As my mother often says, I was born early and that’s the last time that ever happened. I was meeting a friend for lunch at Pacific Table (1600 S. University Dr., Ste. 601), Fort Worth’s newest seafood eatery, set in the former home of La Piazza in University Park Village. And of course I was running a half hour behind.
Luckily, my buddy waited for me patiently. I walked to our table so fast I almost missed how swanky the interior looks. The décor is upscale modern, with wood slats on the walls that make the space warm and appealing and direct the natural light from the windows. There’s a sushi/oyster bar in the back, and the kitchen is partially exposed. It’s clear when you step through the door that someone spent a lot of time and effort creating the ambiance.

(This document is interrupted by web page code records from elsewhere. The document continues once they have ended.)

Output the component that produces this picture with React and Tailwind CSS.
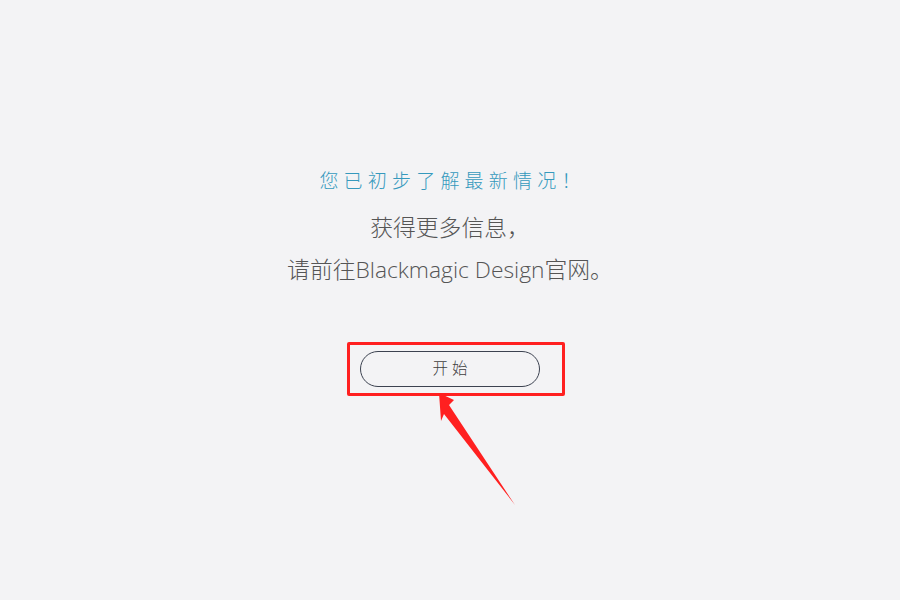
import React from "react";

const App = () => {
  return (
    <div
      className="relative w-[900px] h-[600px] bg-[#f3f3f5] overflow-hidden"
      style={{ fontFamily: '"Open Sans", "Noto Sans CJK SC", sans-serif' }}
    >
      <div className="flex flex-col items-center pt-[168px]">
        <h1 className="text-[19px] leading-[26px] tracking-[5.2px] text-[#3599bd] font-light pl-[5px]">
          您已初步了解最新情况！
        </h1>
        <p className="mt-[13px] text-[22.8px] leading-[42px] text-[#555] font-light text-center">
          获得更多信息，
          <br />
          请前往Blackmagic Design官网。
        </p>

        {/* Button with highlight */}
        <div className="mt-[51px] border-[3px] border-[#ff2020] rounded-[2px] pl-[10px] pr-[22px] py-[6px] ml-[12px]">
          <button className="w-[180px] h-[36px] rounded-full border border-[#3c4250] text-[15.5px] tracking-[4px] text-[#404040] font-light pl-[4px]">
            开始
          </button>
        </div>
      </div>

      {/* Annotation arrow */}
      <svg className="absolute left-0 top-0" width="900" height="600">
        <polygon
          points="439,393 454,400 449,405 515,505 444,414 441,421"
          fill="#ff2020"
        />
      </svg>
    </div>
  );
};

export default App;
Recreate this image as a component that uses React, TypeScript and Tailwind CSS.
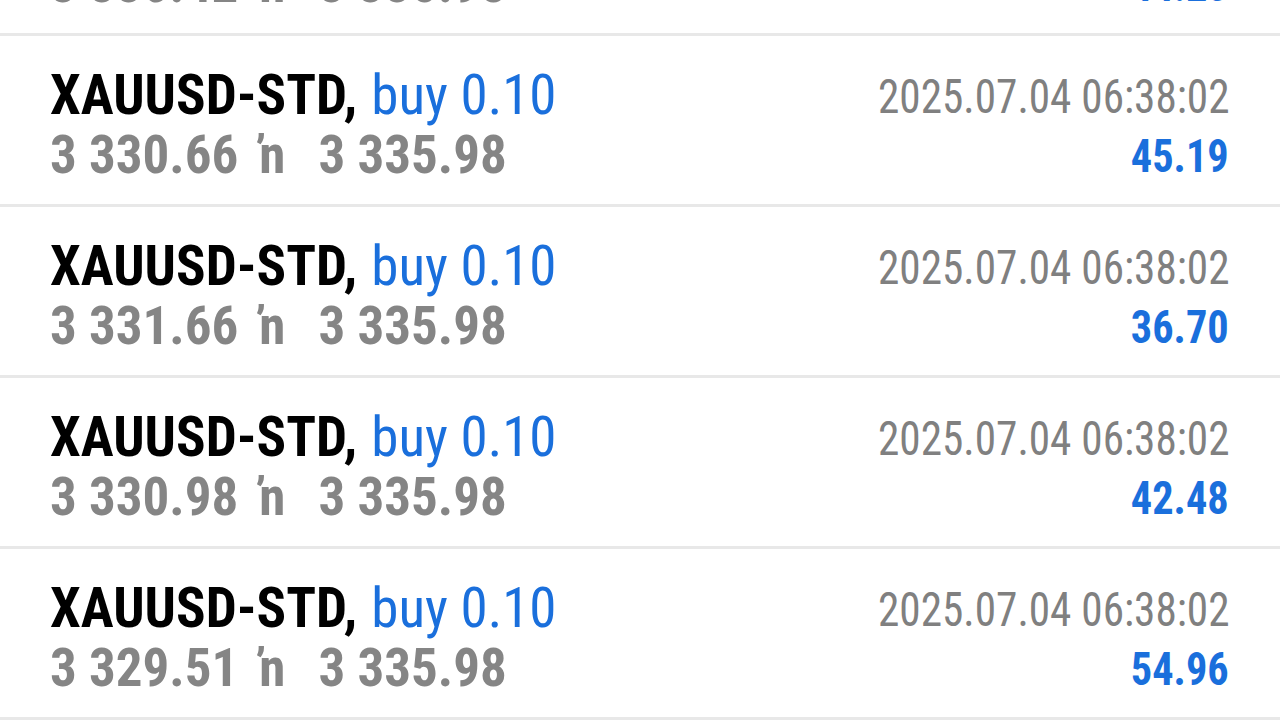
import React from "react";

type Row = { open: string; close: string; profit: string };

const rows: Row[] = [
  { open: "3 330.42", close: "3 335.98", profit: "44.23" },
  { open: "3 330.66", close: "3 335.98", profit: "45.19" },
  { open: "3 331.66", close: "3 335.98", profit: "36.70" },
  { open: "3 330.98", close: "3 335.98", profit: "42.48" },
  { open: "3 329.51", close: "3 335.98", profit: "54.96" },
];

const font = { fontFamily: "'Roboto Condensed', Roboto, 'Liberation Sans', sans-serif" };

export default function App() {
  return (
    <div className="w-[1280px] h-[720px] overflow-hidden bg-white [font-stretch:condensed]" style={font}>
      <div className="mt-[-135px] flex flex-col">
        {rows.map((r, i) => (
          <div
            key={i}
            className="h-[171px] border-b-[3px] border-[#e8e8e8] flex justify-between pl-[50px] pr-[51px] pt-[29px]"
          >
            <div className="flex flex-col">
              <div className="h-[60px] leading-[60px] text-[55px] whitespace-nowrap">
                <span className="font-bold text-black">XAUUSD-STD,</span>
                <span className="ml-[14px] text-[#1a6fdc]">buy 0.10</span>
              </div>
              <div className="h-[60px] leading-[60px] text-[53px] font-bold text-[#858585] whitespace-nowrap flex">
                <span>{r.open}</span>
                <span className="ml-[21px] tracking-[2px]">{"\u0149"}</span>
                <span className="ml-[31px]">{r.close}</span>
              </div>
            </div>
            <div className="flex flex-col items-end">
              <div className="h-[60px] leading-[60px] text-[48px] text-[#808080] whitespace-nowrap origin-right scale-x-[0.9] translate-y-[2px]">
                2025.07.04 06:38:02
              </div>
              <div className="h-[60px] leading-[60px] text-[47px] font-bold text-[#1a6fdc] origin-right scale-x-[0.9] translate-y-[1px]">
                {r.profit}
              </div>
            </div>
          </div>
        ))}
      </div>
    </div>
  );
}
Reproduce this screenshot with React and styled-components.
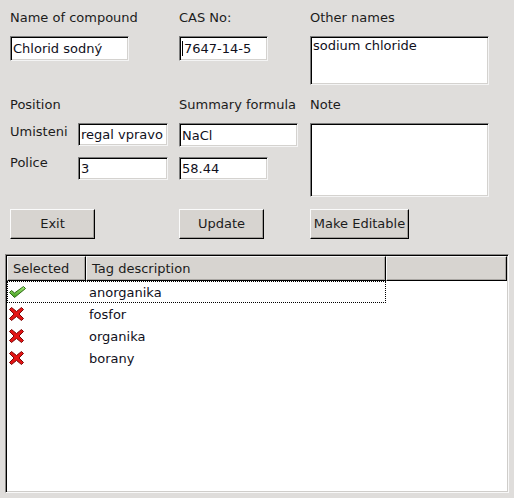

After apologies and excuses (my pal has heard them all), I scanned the menu with the excitement of a kid on Christmas morning. I’ve been waiting for this place to open for a while now.
On paper, Pacific Table sounded like the answer to my prayers: a non-chain seafood restaurant where I can eat without fear of clogging my arteries or having to pay $40 for an entrée. It’s the brainchild of Chef Felipe Armenta of The Tavern Bar & Grill fame. And though I’ve had some issues with the Tavern (“Up at the Crack of Egg,” March 27, 2013), I enjoy it for the most part.
The menu is a little scattered, offering prime rib, roasted chicken, sushi, salads, sandwiches, and of course seafood. I was a little disappointed with the entrée selection. That part of the menu is small, with only four seafood entrées –– and two of them are salmon. The kitchen is going for simple and elegant, which is a fine goal. However, our food was too simple and not elegant enough.
My guest and I started with the fried oysters ($10), battered and topped with flecks of garlic and parsley and served with a grilled lemon. It was the kind of delicious starter that really showcased the oysters.
The trout almondine entrée ($18), with brown butter sauce and vegetables, was a littletoo plain-Jane. It wasn’t bad, but it had no restaurant flair. Most folks could have done it at home. The grilled trout was served skin-on, with chunks of almonds scattered on top that added a nice crunchy texture. The butter sauce overpowered the fish, however, and it didn’t help that the veggies were soaked in butter and also topped with almonds. It was a one-note dish.
The scallop salad ($16) was another decent but not inspired choice. The scallops were pan-seared and caramelized on top, served with wild greens, apples, golden raisins, and a pecan vinaigrette. The scallops were buttery and well seasoned with salt and pepper. The apple-raisin combo made the dish a little sweet. The pecan dressing could have tied the flavors together but was too bland for the job.
This place still has loads of potential, and I’ll definitely be back. The décor is cool, the service was fast and friendly, and the kitchen’s execution was flawless. This town badly needs another good, reasonably priced seafood restaurant. If the chef will just add a little excitement to the menu, I promise I’ll get there on time for my next visit. Hey — wonders never cease.